The logical epilogue to the Pentateuch should be the book of Joshua, but I’m going to skip over that to the book of Judges. Sure, Joshua perfectly closes out the Exodus like html tags, with a lesser parting of water for the Israelites to cross over on dry ground (Joshua 3:14-17), and Joshua’s encounter with the Lord outside Jericho (Joshua 5:13-15) corresponds to Moses and the burning bush. Judges, however, is the book I would argue has the most similarity to the books of Moses, particularly Genesis. Since both books depict a lawless period, one before the Law was given, the other at a time when it has been largely abandoned, I could go so far as to say Judges could have originated as an alternative to Genesis, so much so that I would call it “Genesis Gone Wrong.”
Specifically, Judges appears to call to mind the accounts of Abraham and Lot in Genesis 18 and 19. Just as the angels visited the Patriarch Abram near the great trees of Mamre, the angel of the Lord comes to Gideon under an oak in Ophrah (Judges 6:11). Both Abram and Gideon use the phrase “If I have found favor in your eyes” (Genesis 18:3, Judges 6:17) before offering him a sacrificially acceptable meal. Lastly, just as Abram tests God’s patience by repeatedly begging him to spare Sodom with increasingly fewer conditions, so Gideon increasingly raises the conditions of his testing, practically quoting Abram in the process (“Do not be angry with me. Let me make just one more request.” Judges 6:39). From there the parallels diverge, Gideon goes on to defeat Midian while the hospitality narrative that follows immediately in Genesis doesn’t appear until later in the book of Judges.

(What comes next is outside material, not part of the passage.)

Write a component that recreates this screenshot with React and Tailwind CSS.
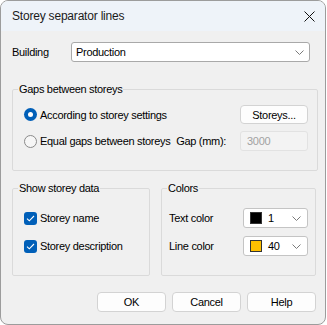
import { useState } from "react";

const FONT = "font-['Liberation_Sans','Arial',sans-serif]";

const Chevron = () => (
  <svg width="9" height="5" viewBox="0 0 9 5" className="text-[#7a7a7a]">
    <path d="M0.5 0.5 L4.5 4.5 L8.5 0.5" fill="none" stroke="currentColor" strokeWidth="1" />
  </svg>
);

const Radio = ({ checked, label, onClick }) => (
  <button type="button" onClick={onClick} className="flex items-center gap-[3px]">
    {checked ? (
      <span className="flex h-[13px] w-[13px] items-center justify-center rounded-full bg-[#005fb8]">
        <span className="h-[5px] w-[5px] rounded-full bg-white" />
      </span>
    ) : (
      <span className="h-[13px] w-[13px] rounded-full border border-[#8a8a8a] bg-[#f6f6f6]" />
    )}
    <span>{label}</span>
  </button>
);

const Check = ({ checked, label, onClick }) => (
  <button type="button" onClick={onClick} className="flex items-center gap-[3px]">
    {checked ? (
      <span className="flex h-[13px] w-[13px] items-center justify-center rounded-[3px] bg-[#005fb8]">
        <svg width="9" height="7" viewBox="0 0 9 7">
          <path d="M1 3.6 L3.3 5.8 L8 1" fill="none" stroke="white" strokeWidth="1.1" />
        </svg>
      </span>
    ) : (
      <span className="h-[13px] w-[13px] rounded-[3px] border border-[#8a8a8a] bg-[#f6f6f6]" />
    )}
    <span>{label}</span>
  </button>
);

const ColorCombo = ({ swatch, value }) => (
  <div className="flex h-[20px] w-[65px] items-center rounded-[3px] border border-[#c4c4c4] bg-white pl-[6px] pr-[6px]">
    <span className={`h-[12px] w-[12px] border border-[#333] ${swatch}`} />
    <span className="ml-[6px] flex-1">{value}</span>
    <Chevron />
  </div>
);

const Group = ({ title, className, children }) => (
  <fieldset className={`rounded-[2px] border border-[#dadada] pl-[5px] ${className}`}>
    <legend className="px-[1px] leading-[16px]">{title}</legend>
    {children}
  </fieldset>
);

export default function App() {
  const [mode, setMode] = useState("settings");
  const [showName, setShowName] = useState(true);
  const [showDesc, setShowDesc] = useState(true);

  return (
    <div className={`h-[325px] w-[327px] bg-white text-[11px] leading-[16px] tracking-[-0.3px] text-black ${FONT}`}>
      <div className="flex h-[325px] w-[326px] flex-col overflow-hidden rounded-[8px] border border-[#9c9c9c] bg-[#f0f0f0]">
        <div className="flex h-[30px] items-center justify-between bg-[#eef3f9] pl-[11px] pr-[10px]">
          <span className="text-[12px] tracking-[-0.2px] text-[#1b1b1b]">Storey separator lines</span>
          <svg width="11" height="11" viewBox="0 0 11 11">
            <path d="M0.5 0.5 L10.5 10.5 M10.5 0.5 L0.5 10.5" stroke="#111" strokeWidth="1" />
          </svg>
        </div>

        <div className="flex flex-1 flex-col pl-[11px] pr-[9px]">
          <div className="mt-[11px] flex items-center">
            <span className="w-[59px]">Building</span>
            <div className="flex h-[20px] w-[239px] items-center justify-between rounded-[3px] border border-[#a9a9a9] bg-white pl-[4px] pr-[5px]">
              <span>Production</span>
              <Chevron />
            </div>
          </div>

          <Group title="Gaps between storeys" className="mt-[19px] w-[306px] pb-[19px] pr-[9px]">
            <div className="flex flex-col gap-[7px] pl-[6px] pt-[8px]">
              <div className="flex h-[19px] items-center justify-between">
                <Radio checked={mode === "settings"} label="According to storey settings" onClick={() => setMode("settings")} />
                <button type="button" className="h-[19px] w-[68px] rounded-[4px] border border-[#d3d3d3] bg-[#fdfdfd]">
                  Storeys...
                </button>
              </div>
              <div className="flex h-[20px] items-center">
                <Radio checked={mode === "equal"} label="Equal gaps between storeys" onClick={() => setMode("equal")} />
                <span className="ml-auto mr-[14px]">Gap (mm):</span>
                <div className="flex h-[20px] w-[68px] items-center rounded-[3px] border border-[#e2e2e2] bg-[#f3f3f3] pl-[6px] text-[#a2a2a2]">
                  3000
                </div>
              </div>
            </div>
          </Group>

          <div className="mt-[9px] flex gap-[11px]">
            <Group title="Show storey data" className="w-[139px] pb-[19px]">
              <div className="flex flex-col gap-[8px] pl-[6px] pt-[12px]">
                <div className="flex h-[20px] items-center">
                  <Check checked={showName} label="Storey name" onClick={() => setShowName(!showName)} />
                </div>
                <div className="flex h-[20px] items-center">
                  <Check checked={showDesc} label="Storey description" onClick={() => setShowDesc(!showDesc)} />
                </div>
              </div>
            </Group>
            <Group title="Colors" className="w-[156px] pb-[19px] pr-[7px]">
              <div className="flex flex-col gap-[8px] pl-[2px] pt-[12px]">
                <div className="flex h-[20px] items-center justify-between">
                  <span>Text color</span>
                  <ColorCombo swatch="bg-black" value="1" />
                </div>
                <div className="flex h-[20px] items-center justify-between">
                  <span>Line color</span>
                  <ColorCombo swatch="bg-[#ffc000]" value="40" />
                </div>
              </div>
            </Group>
          </div>

          <div className="mt-[16px] flex justify-end gap-[6px]">
            {["OK", "Cancel", "Help"].map((b) => (
              <button key={b} type="button" className="h-[20px] w-[69px] rounded-[4px] border border-[#d3d3d3] bg-[#fdfdfd]">
                {b}
              </button>
            ))}
          </div>
        </div>
      </div>
    </div>
  );
}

Before that, however, we do resume with parallels to the sons of Abraham. Similar to Ishmael, the son of a foreign bondwoman driven out of his home, Jephthah the son of a prostitute is driven away by his brothers (Judges 11:1-3). In contrast to Isaac, however, Jephthah vows to offer a burnt offering to YHWH and tragically follows this sacrifice through with his own daughter (Judges 11:30-39); sadly, there is no deus ex machina or ram caught in the thicket here.
The parallels are then interrupted by the account of Samson, but resume again in Chapter 19, which corresponds to the same chapter of Genesis. Here we find a hospitality narrative that seems to bridge the differences between Lot in Sodom and Baucis and Philemon from Ovid’s Metamorphoses. While this story lacks the two gods, it contains similarities to Ovid not found in Genesis. Although the pair of angels effortlessly find Lot and thus a place to stay, the Levite and his concubine in Judges are not so fortunate. Like Ovid’s Zeus and Apollo (“a thousand houses they approached looking for rest, a thousand houses were locked and bolted. But one received them.” Metamorphoses Book VIII), they sit in the city square but nobody will take them in for the night, except for an old man. What happens next is nearly verbatim from the Genesis story, some wicked men of the city surround the house and demand to sexually violate the visitor. Like Lot, the owner offers the mob his virgin daughter, but the men wouldn’t listen. Unlike Lot, however, the Levite does send out his concubine, who is then horribly raped to death.
Even though in the narrative’s chronology the Law has already been given, the Judges seem completely unaware of it. Ironically, the Patriarchs precede the giving of the Law yet the inhabitants of Genesis seem to follow it intuitively. While much of the same questionable morality like human sacrifice permeates both books, apologists have a much easier time addressing these moral lapses in Genesis than in Judges. Divine intervention in the binding of Isaac makes for good Sunday school material, while the difficult story of Jephthah is rarely mentioned in church, if at all.
Although not a “lawbook” like the other four books in the Torah, when weighed against the parallels of the Judges it becomes clear why Genesis is still very much a book of the Law. The book of Judges is as lawless as the judges themselves, and they seem to only teach us by bad example. Obviously the Samaritans ignored everything after the Pentateuch, but curiously the Jewish scholars seem to have forgotten most of them except Samson in their subsequent literature, like the Talmud. This trend continues not just into the New Testament (except for a passing reference in Hebrews 11:32), but also into every other faith tradition that borrowed heavily from the Patriarchs, from Islam to Baha’i and Mormonism. I think that’s a great loss for them, as the book of Judges serves as an interpretive key of sorts to some of the difficult passages of Genesis. The sex-obsessed Talmudic interpretation of Sodom and Gomorrah which is so prevalent today, for instance, isn’t quite as convincing when read through the lens of the Levite and his concubine.